Direct mail and brand measurement (2022 Update)

Direct mail and brand measurement (2022 Update)

Brand-building is really what it’s all about for marketing teams. When you build a brand, you create lasting demand for products and services, and provide your entire organization with a platform that you can sell over and service from.

The content and branding provider simplified.co recently listed its five reasons why brand-building is important. Those reasons were:

    1. Improved customer recognition
    2. Enhanced competitive edge
    3. Greater customer loyalty
    4. Heightened credibility
    5. Added attractiveness for investors

That’s great stuff. If you knew that by focusing in one area you could have better recognition (quality and quantity) with key customers, greater loyalty from those customers, and an edge vis-à-vis the competition, and look good to investors in the process, you’d be like, “Heck, yes! Where do I sign up?”

It’s brand, people. Focus on building your brand. And direct mail can be a big part of the brand-building process.

Over the last year-plus, we’ve looked at how direct mail can help build your brand. However, while brand-building is fantastic for all the reasons previously cited, it’s merely an idea unless you can measure your success.

Furthermore, if you’re using direct mail in your marketing mix, it’s going to be especially important to understand how much of that brand “lift” you can attribute to your direct-mail campaign.

You may not think direct mail offers a lot of insight into your brand’s performance, but it can, if you’re intentional from the outset about creating a campaign that not only helps you meet short-term goals but also provides information on brand impact.

Here’s how you create such a campaign:

    • Create with measurement on your mind
    • Always be linking back to your brand
    • Brand your call to action (CTA)
    • Think like email
    • Cross-reference with your list
    • Benchmark, benchmark, benchmark

Create with measurement on your mind

The best way to have a measurable campaign is to keep measurement top-of-mind at every step – and that starts at campaign creation.

Specifically, you want maximum certainty surrounding the key questions:

    • Was it received?
    • Was it opened?
    • Was it read?
    • Did they perform the desired action(s)?

If you really want to know your mailing was received, sending the mailing in a form that requires a signature will give you that information – at a steep cost. Returned mail will also provide a rough measure of receipt – with the emphasis on “rough.”

A much better way of getting a handle on receipts and opens is by having a clean list – and working with a direct-mail specialist who knows about list maintenance and cleaning.

As for your mailing being read and acted on, consider the placement of your key CTAs. Placement towards the “beginning” of your mailing will show it’s been opened; placement towards the “end” will show it’s been read – but remember that not everyone reads to the end of any marketing piece, including mailings.

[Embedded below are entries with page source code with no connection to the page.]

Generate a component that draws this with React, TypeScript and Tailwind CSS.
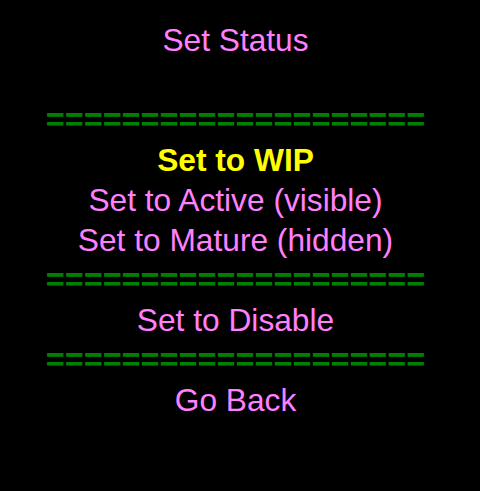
export default function App() {
  const eq = "====================";
  return (
    <div className="min-h-[491px] w-full bg-black">
      <div
        className="flex w-[471px] flex-col items-center pt-[20px] text-center text-[31.7px] leading-[40px] text-[#ff80ff]"
        style={{ fontFamily: '"Liberation Sans", Arial, sans-serif' }}
      >
        <div>Set Status</div>
        <div className="h-[40px]" />
        <div className="text-[32.5px] font-bold text-[#008000]">{eq}</div>
        <div className="font-bold text-[#ffff00]">Set to WIP</div>
        <div>Set to Active (visible)</div>
        <div>Set to Mature (hidden)</div>
        <div className="text-[32.5px] font-bold text-[#008000]">{eq}</div>
        <div>Set to Disable</div>
        <div className="text-[32.5px] font-bold text-[#008000]">{eq}</div>
        <div>Go Back</div>
      </div>
    </div>
  );
}
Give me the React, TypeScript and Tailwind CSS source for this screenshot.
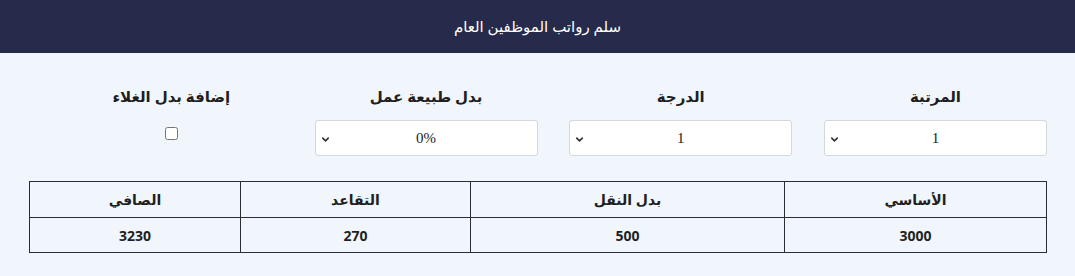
import { ChevronDown } from "lucide-react";

const FIELDS = [
  { label: "المرتبة", value: "1" },
  { label: "الدرجة", value: "1" },
  { label: "بدل طبيعة عمل", value: "0%" },
];

const COLS = [
  { head: "الأساسي", val: "3000", w: "w-[262px]" },
  { head: "بدل النقل", val: "500", w: "w-[314px]" },
  { head: "التقاعد", val: "270", w: "w-[230px]" },
  { head: "الصافي", val: "3230", w: "w-[211px]" },
];

function Select({ value }: { value: string }) {
  return (
    <div className="relative h-[36px] w-[223px] rounded-[3px] border border-[#d4d7dc] bg-white">
      <div className="flex h-full items-center justify-center font-['Liberation_Serif',serif] text-[15px] text-[#222]">
        {value}
      </div>
      <ChevronDown
        className="absolute left-[4px] top-[13px] h-[11px] w-[11px] text-[#333]"
        strokeWidth={3.5}
      />
    </div>
  );
}

export default function App() {
  return (
    <div dir="rtl" className="min-h-[276px] bg-[#f1f6fd] font-['Noto_Sans','DejaVu_Sans',sans-serif] text-[#1f1f1f]">
      <header className="flex h-[53px] items-center justify-center bg-[#262a4b] text-[15px] text-white">
        سلم رواتب الموظفين العام
      </header>

      <div className="mr-[28px] ml-[28px] pt-[32px]">
        <div className="grid grid-cols-4">
          {FIELDS.map((f) => (
            <div key={f.label} className="flex w-[223px] flex-col items-center">
              <div className="h-[25px] text-[15px] font-bold">{f.label}</div>
              <div className="mt-[10px]">
                <Select value={f.value} />
              </div>
            </div>
          ))}
          <div className="flex w-[223px] flex-col items-center">
            <div className="h-[25px] text-[15px] font-bold">إضافة بدل الغلاء</div>
            <input type="checkbox" className="mt-[17px] h-[13px] w-[13px]" />
          </div>
        </div>

        <table className="mt-[25px] border-collapse text-[14px] font-bold">
          <thead>
            <tr>
              {COLS.map((c) => (
                <th key={c.head} className={`${c.w} h-[36px] border border-[#2a2c3a] p-0 text-center font-bold`}>
                  {c.head}
                </th>
              ))}
            </tr>
          </thead>
          <tbody>
            <tr>
              {COLS.map((c) => (
                <td key={c.head} className="h-[35px] border border-[#2a2c3a] p-0 text-center">
                  {c.val}
                </td>
              ))}
            </tr>
          </tbody>
        </table>
      </div>
    </div>
  );
}
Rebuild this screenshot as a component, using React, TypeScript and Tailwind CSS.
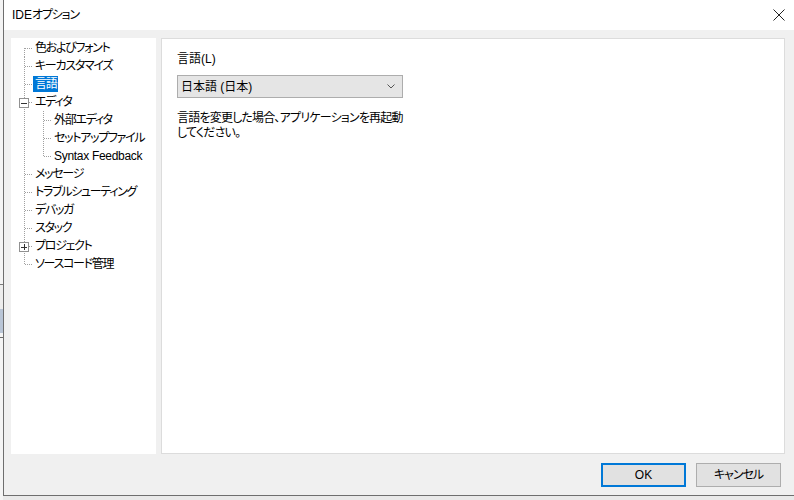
import React from "react";

const FONT = { fontFamily: '"Liberation Sans", "Noto Sans CJK JP", sans-serif' };

type Row = { label: string; level: 0 | 1; box?: "minus" | "plus"; selected?: boolean; first?: boolean; last?: boolean; childLast?: boolean };

const rows: Row[] = [
  { label: "色およびフォント", level: 0, first: true },
  { label: "キーカスタマイズ", level: 0 },
  { label: "言語", level: 0, selected: true },
  { label: "エディタ", level: 0, box: "minus" },
  { label: "外部エディタ", level: 1 },
  { label: "セットアップファイル", level: 1 },
  { label: "Syntax Feedback", level: 1, childLast: true },
  { label: "メッセージ", level: 0 },
  { label: "トラブルシューティング", level: 0 },
  { label: "デバッガ", level: 0 },
  { label: "スタック", level: 0 },
  { label: "プロジェクト", level: 0, box: "plus" },
  { label: "ソースコード管理", level: 0, last: true },
];

const DOT = "#a0a0a0";

function Connector({ r }: { r: Row }) {
  const w = r.level === 0 ? 22 : 41;
  const vTop = r.first ? 9 : 0;
  const vBot = r.last ? 9 : 18;
  return (
    <svg width={w} height={18} className="shrink-0" shapeRendering="crispEdges">
      <line x1={13.5} y1={vTop} x2={13.5} y2={vBot} stroke={DOT} strokeDasharray="1 1" />
      {r.level === 0 && <line x1={14} y1={9.5} x2={22} y2={9.5} stroke={DOT} strokeDasharray="1 1" />}
      {r.level === 1 && (
        <>
          <line x1={32.5} y1={0} x2={32.5} y2={r.childLast ? 10 : 18} stroke={DOT} strokeDasharray="1 1" />
          <line x1={33} y1={9.5} x2={41} y2={9.5} stroke={DOT} strokeDasharray="1 1" />
        </>
      )}
      {r.box && (
        <>
          <rect x={8.5} y={5.5} width={9} height={9} fill="#ffffff" stroke="#919191" />
          <line x1={10} y1={10} x2={16} y2={10} stroke="#333333" />
          {r.box === "plus" && <line x1={13} y1={7} x2={13} y2={13} stroke="#333333" />}
        </>
      )}
    </svg>
  );
}

export default function App() {
  return (
    <div
      className="w-[794px] h-[500px] flex bg-[#e9e9e9] overflow-hidden text-[12px] text-black [font-feature-settings:'palt']"
      style={FONT}
    >
      {/* background window strip */}
      <div className="w-[3px] flex flex-col shrink-0 bg-[#f4f4f4]">
        <div className="h-[284px]" />
        <div className="h-[1px] bg-[#7a7a7a]" />
        <div className="h-[24px] bg-[#ededed]" />
        <div className="h-[24px] bg-[#b9c5d6]" />
        <div className="h-[4px]" />
        <div className="h-[1px] bg-[#6a6a6a]" />
      </div>
      {/* window */}
      <div className="flex flex-col w-[791px] h-[496px] border-l border-b border-[#6e6e6e] bg-[#f0f0f0]">
        <div className="h-[30px] bg-white flex items-center justify-between pl-[8px] pr-[8px] shrink-0">
          <span className="text-[12px] leading-none">
            IDE<span className="tracking-[-1.2px]">オプション</span>
          </span>
          <svg width="12" height="12" viewBox="0 0 12 12" className="mr-[1px]">
            <path d="M0.5 0.5 L11.5 11.5 M11.5 0.5 L0.5 11.5" stroke="#222" strokeWidth="1" />
          </svg>
        </div>
        <div className="flex-1 flex flex-col pl-[7px] pr-[9px] pt-[8px] pb-[6px]">
          <div className="flex gap-[5px] h-[416px]">
            <div className="w-[145px] bg-white flex flex-col overflow-hidden pt-[1px]">
              {rows.map((r) => (
                <div key={r.label} className="flex items-center h-[18px]">
                  <Connector r={r} />
                  <span
                    className={
                      "px-[2px] leading-[16px] whitespace-nowrap " +
                      (r.level === 1 && r.label.startsWith("Syntax") ? "tracking-[-0.3px] " : "tracking-[-1.3px] ") +
                      (r.selected ? "bg-[#0078d7] text-white" : "")
                    }
                  >
                    {r.label}
                  </span>
                </div>
              ))}
            </div>
            <div className="flex-1 bg-white border border-[#dcdcdc] pl-[15px] pt-[13px]">
              <div className="leading-[15px]">言語(L)</div>
              <div className="mt-[8px] w-[226px] h-[23px] bg-[#e5e5e5] border border-[#adadad] flex items-center justify-between pl-[3px] pr-[7px]">
                <span className="leading-none">日本語 (日本)</span>
                <svg width="8" height="5" viewBox="0 0 8 5">
                  <path d="M0.5 0.5 L4 4 L7.5 0.5" fill="none" stroke="#555" strokeWidth="1" />
                </svg>
              </div>
              <div className="mt-[13px] leading-[15px] tracking-[-0.8px]">
                <div>言語を変更した場合、アプリケーションを再起動</div>
                <div>してください。</div>
              </div>
            </div>
          </div>
          <div className="flex justify-end gap-[10px] mt-[9px] pr-[4px]">
            <button className="w-[85px] h-[24px] bg-[#e1e1e1] border-2 border-[#0078d7] leading-none">OK</button>
            <button className="w-[85px] h-[24px] bg-[#e1e1e1] border border-[#adadad] leading-none tracking-[-1px]">キャンセル</button>
          </div>
        </div>
      </div>
    </div>
  );
}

This gets really complex with multi-piece mailings. There are multiple potential consumption paths and patterns. Do they read the letter first, or go straight to the shiny object?

If your mailing has multiple pieces, make sure to include a call to action with each piece – identical calls to action if you’re looking for the impact of a mailing, unique CTAs if you’re looking for the impact of a given piece.

To see how and whether your CTA is being consumed, test prototypes of your mailing with colleagues and friends, and ask whether they interacted with the mailing in the sequence you designed. Was their “beginning” your beginning, or did they skip right to the “end”?

Also, ask whether the call to action was clear and compelling – and whether they made it to the CTA without bailing.

If this process seems foreign to you, look at it as user-experience testing, taken from its normal website setting and applied to a mailing.

On the back end of the mailing, make sure your URLs are unique and tied to your main website URL. Have the developer insert the appropriate code snippets so your new pages can be measured via Google Analytics.

If you’re using cookies, have them in place prior to the mailing.

The best way to ensure a measurable campaign is to think measurability from the get-go. It’s significantly harder to tack on later.

 

Always be linking back to your brand

Let’s be clear: for your direct-mail campaign to measure brand, it has to be brand. It has to serve your brand in the context of everything else you’re doing to build your brand.

It’s been mentioned many times (including in this blog) that direct mail can benefit from a QR code or a URL that takes people to a unique landing page, either via a personal URL (PURL) or a campaign-specific URL.

That’s absolutely true, but you need to take things further and examine whether these pages you’re creating for your campaign are advancing your brand image and aims.

Do the pages (and your campaign) follow brand guidelines for color, font, and logo placement? Do they use the appropriate brand language – not just slogans, but also product terminology, capitalizations, brand voice, and any brand-specific terms?

Finally, does your landing page include links to learn more about your brand? You don’t want to distract people from the activity you want them to complete, but you also want to make it easy for interested people to learn more about your brand.

Once the back end of your mailing is set up to deliver appropriate brand messages, then and only then can you measure the brand impact of your mailing.

If you don’t get the branding right, nothing you measure has utility. It’s all just a bunch of numbers.

 

Brand your CTA

While you want your CTA to encourage people to complete a concrete action, you also want the action to be identified with your brand.

Here’s an example of how things can go awry: You want to build your mailing list, so you run a promotion where prospects are sent a postcard with a QR code, where they’re directed to supply their name, address and email address to be entered into a drawing for a Visa gift card.

This sounds fairly standard … but what can you measure from a brand standpoint?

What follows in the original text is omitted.